O Absurdo da Existência e a Vontade de Sentido: Uma Reflexão Existencialista a Partir de Hamlet
“Ser ou não ser, eis a questão:
Será mais nobre sofrer na alma
Pedradas e dardos de fortuna ultrajante,
E, combatendo-o, dar-lhe fim?”
(Hamlet, Ato III, Cena I – William Shakespeare)
Poucas interrogações na literatura ressoam com tanta força no âmago da experiência humana quanto o célebre dilema hamletiano. Ser ou não ser – essa pergunta transcende a esfera da mera existência biológica e adentra os domínios mais profundos da condição humana: o ser como fardo e a consciência como abismo.
Para Hamlet, a existência é um combate contínuo contra o absurdo da vida, onde as dores da fortuna ultrajante se impõem como um martírio inevitável. O príncipe dinamarquês, dilacerado pelo peso da própria consciência, não apenas questiona se deve seguir vivendo, mas interroga o próprio sentido de existir. Seu monólogo é um convite para refletirmos sobre a incerteza, a angústia e a busca pela razão de ser – temas que mais tarde encontrariam eco no pensamento existencialista.
A Consciência como Maldição e a Angústia do Ser
Em Hamlet, o ato de pensar se converte em maldição. Aquele que se dá ao luxo de refletir sobre sua própria existência encontra-se condenado a um estado de hesitação perpétua, onde a ação se torna impossível diante da dúvida. Isso nos remete à condição descrita por Kierkegaard, para quem a consciência do ser é também a consciência da angústia, pois quanto mais o indivíduo compreende a liberdade de sua existência, mais se vê paralisado diante das infinitas possibilidades e do peso da escolha.
O homem, ao contrário dos demais seres, não está simplesmente lançado no mundo – ele sabe que está. E esse saber, essa hiperconsciência da existência, não conduz necessariamente à libertação, mas muitas vezes ao tormento. Para Sartre, a existência precede a essência, e o homem, desprovido de um sentido intrínseco, está condenado a construí-lo – um fardo tão grandioso quanto insuportável. Hamlet, por sua vez, diante da dor do mundo e da falência dos ideais, hesita: vale a pena seguir?

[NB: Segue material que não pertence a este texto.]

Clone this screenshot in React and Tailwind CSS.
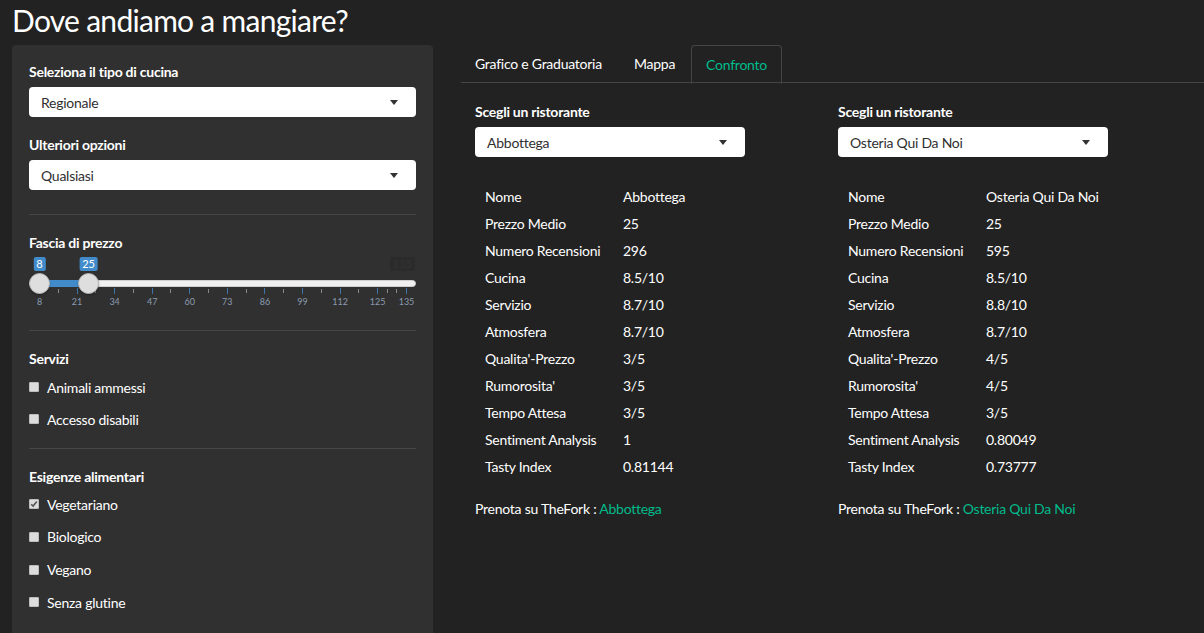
import React from "react";

function Select({ value, className = "" }) {
  return (
    <div className={`h-[30px] bg-white rounded-[4px] flex items-center justify-between pl-[12px] pr-[18px] text-[#303030] text-[14px] ${className}`}>
      <span>{value}</span>
      <span className="w-0 h-0 border-l-[4px] border-r-[4px] border-t-[5px] border-l-transparent border-r-transparent border-t-[#333]" />
    </div>
  );
}

function Label({ children, className = "" }) {
  return <div className={`font-bold text-[14px] leading-[20px] text-white ${className}`}>{children}</div>;
}

function Check({ label, checked }) {
  return (
    <div className="flex items-center h-[20px]">
      <span className="w-[10px] h-[10px] bg-[#dcdcdc] border border-[#bdbdbd] rounded-[1px] flex items-center justify-center mr-[8px]">
        {checked && (
          <svg width="8" height="8" viewBox="0 0 8 8">
            <path d="M1.2 4.2 L3.1 6.1 L6.8 1.6" stroke="#555" strokeWidth="1.6" fill="none" />
          </svg>
        )}
      </span>
      <span className="text-[14px] text-white">{label}</span>
    </div>
  );
}

function Slider() {
  const x = (v) => 10 + ((v - 8) / 127) * 367;
  const majors = [8, 21, 34, 47, 60, 73, 86, 99, 112, 125, 135];
  const minors = [];
  for (let i = 0; i < majors.length - 2; i++) minors.push((majors[i] + majors[i + 1]) / 2);
  minors.push(128.3, 131.7);
  return (
    <div className="relative h-[62px] text-[11px] tracking-normal">
      <div className="absolute top-[4px] h-[14px] px-[3px] leading-[14px] rounded-[2px] bg-[#2b2b2b] text-[#333333] right-[1px]">135</div>
      <div className="absolute top-[27px] left-0 right-0 h-[7px] rounded-full bg-[#f0f0f0] border border-[#cfcfcf]" />
      <div className="absolute top-[27px] h-[7px] bg-[#428bca]" style={{ left: x(8), width: x(25) - x(8) }} />
      {minors.map((v) => (
        <div key={"m" + v} className="absolute top-[36px] w-px h-[4px] bg-[#888]" style={{ left: x(v) }} />
      ))}
      {majors.map((v) => (
        <React.Fragment key={v}>
          <div className="absolute top-[35px] w-px h-[6px] bg-[#3f73a6]" style={{ left: x(v) }} />
          <div className="absolute top-[43px] w-[30px] -ml-[15px] text-center text-[9px] leading-[12px] text-[#8b9bb0]" style={{ left: x(v) + 0.5 }}>
            {v}
          </div>
        </React.Fragment>
      ))}
      {[8, 25].map((v) => (
        <React.Fragment key={"h" + v}>
          <div className="absolute top-[4px] h-[14px] px-[3px] leading-[14px] rounded-[2px] bg-[#428bca] text-white -translate-x-1/2" style={{ left: x(v) + 0.5 }}>
            {v}
          </div>
          <div className="absolute top-[20px] w-[21px] h-[21px] -ml-[10px] rounded-full bg-[#dedede] border border-[#b5b5b5] shadow-[0_1px_2px_rgba(0,0,0,0.35)]" style={{ left: x(v) }} />
        </React.Fragment>
      ))}
    </div>
  );
}

const left = [
  ["Nome", "Abbottega"],
  ["Prezzo Medio", "25"],
  ["Numero Recensioni", "296"],
  ["Cucina", "8.5/10"],
  ["Servizio", "8.7/10"],
  ["Atmosfera", "8.7/10"],
  ["Qualita'-Prezzo", "3/5"],
  ["Rumorosita'", "3/5"],
  ["Tempo Attesa", "3/5"],
  ["Sentiment Analysis", "1"],
  ["Tasty Index", "0.81144"],
];
const right = [
  ["Nome", "Osteria Qui Da Noi"],
  ["Prezzo Medio", "25"],
  ["Numero Recensioni", "595"],
  ["Cucina", "8.5/10"],
  ["Servizio", "8.8/10"],
  ["Atmosfera", "8.7/10"],
  ["Qualita'-Prezzo", "4/5"],
  ["Rumorosita'", "4/5"],
  ["Tempo Attesa", "3/5"],
  ["Sentiment Analysis", "0.80049"],
  ["Tasty Index", "0.73777"],
];

function Column({ sel, rows, name }) {
  return (
    <div className="w-[363px] pl-[15px] pr-[15px]">
      <Label>Scegli un ristorante</Label>
      <Select value={sel} className="w-[270px] mt-[5px]" />
      <div className="mt-[26px]">
        {rows.map(([k, v]) => (
          <div key={k} className="flex h-[27px] items-center text-[14px]">
            <div className="w-[148px] pl-[10px]">{k}</div>
            <div>{v}</div>
          </div>
        ))}
      </div>
      <div className="mt-[19px] h-[20px] leading-[20px] text-[14px]">
        Prenota su TheFork : <span className="text-[#00bc8c]">{name}</span>
      </div>
    </div>
  );
}

export default function App() {
  return (
    <div className="min-h-screen bg-[#222222] text-white font-['Lato','Open_Sans',sans-serif] tracking-[-0.25px] overflow-hidden">
      <div className="h-[45px] pl-[12px] text-[30px] leading-[41px] tracking-[-0.72px]">Dove andiamo a mangiare?</div>
      <div className="flex">
        <div className="ml-[12px] w-[421px] h-[600px] bg-[#303030] rounded-t-[4px] px-[17px] pt-[17px] shrink-0">
          <Label>Seleziona il tipo di cucina</Label>
          <Select value="Regionale" className="mt-[5px]" />
          <Label className="mt-[18px]">Ulteriori opzioni</Label>
          <Select value="Qualsiasi" className="mt-[5px]" />
          <div className="mt-[24px] h-px bg-[#464646]" />
          <Label className="mt-[18px]">Fascia di prezzo</Label>
          <Slider />
          <div className="mt-[15px] h-px bg-[#464646]" />
          <Label className="mt-[18px]">Servizi</Label>
          <div className="mt-[8px] flex flex-col gap-[12px]">
            <Check label="Animali ammessi" />
            <Check label="Accesso disabili" />
          </div>
          <div className="mt-[19px] h-px bg-[#464646]" />
          <Label className="mt-[18px]">Esigenze alimentari</Label>
          <div className="mt-[7px] flex flex-col gap-[12.8px]">
            <Check label="Vegetariano" checked />
            <Check label="Biologico" />
            <Check label="Vegano" />
            <Check label="Senza glutine" />
          </div>
        </div>
        <div className="ml-[28px] flex-1">
          <div className="flex h-[38px] border-b border-[#464545] text-[14px]">
            <div className="px-[14px] flex items-center mr-[4px]">Grafico e Graduatoria</div>
            <div className="px-[14px] flex items-center mr-[2px]">Mappa</div>
            <div className="px-[14px] flex items-center border border-[#464545] border-b-[#222222] rounded-t-[4px] -mb-px h-[39px] text-[#00bc8c]">
              Confronto
            </div>
          </div>
          <div className="flex mt-[19px] -ml-px">
            <Column sel="Abbottega" rows={left} name="Abbottega" />
            <Column sel="Osteria Qui Da Noi" rows={right} name="Osteria Qui Da Noi" />
          </div>
        </div>
      </div>
    </div>
  );
}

Existe algum significado além do sofrimento?
A Revolta Contra o Absurdo e a Negação do Nada
Se Hamlet nos coloca diante da encruzilhada entre o ser e o nada, entre suportar ou insurgir-se contra o sofrimento, Albert Camus nos oferece uma terceira via: a revolta contra o absurdo. Para Camus, a vida não possui um sentido pré-determinado, mas isso não significa que devamos sucumbir à desesperança. Pelo contrário, o verdadeiro ato de coragem reside em abraçar a própria existência, mesmo diante do caos e da ausência de respostas definitivas.
Assim como Sísifo, condenado a rolar eternamente sua pedra montanha acima, Hamlet está preso a seu dilema existencial. No entanto, enquanto o primeiro encontra no próprio ato de carregar sua cruz uma forma de ressignificação, Hamlet permanece no limbo da hesitação, incapaz de decidir se deve agir ou abdicar da luta. O que ele teme não é apenas o sofrimento da existência, mas o mistério do que vem depois – o desconhecido que se oculta além da morte, “o país inexplorado de cujos confins nenhum viajante retorna”.
Conclusão: A Necessidade da Escolha
Se há algo que a literatura e a filosofia existencialista nos ensinam, é que não há escapatória da condição humana. Ser ou não ser não é apenas uma pergunta; é o dilema fundamental da vida consciente. Diante do absurdo, podemos escolher a hesitação, a entrega ao niilismo ou a afirmação radical da existência. A escolha, no entanto, sempre será nossa – e talvez seja exatamente essa liberdade aterradora que nos define como humanos.
Se Hamlet representa o homem que hesita, resta a nós decidir: suportaremos as flechas da fortuna ultrajante ou pegaremos em armas contra o mar de angústias? O sentido que buscamos não está nas respostas definitivas, mas no próprio ato de perguntar – e, mais ainda, na coragem de continuar apesar da ausência delas.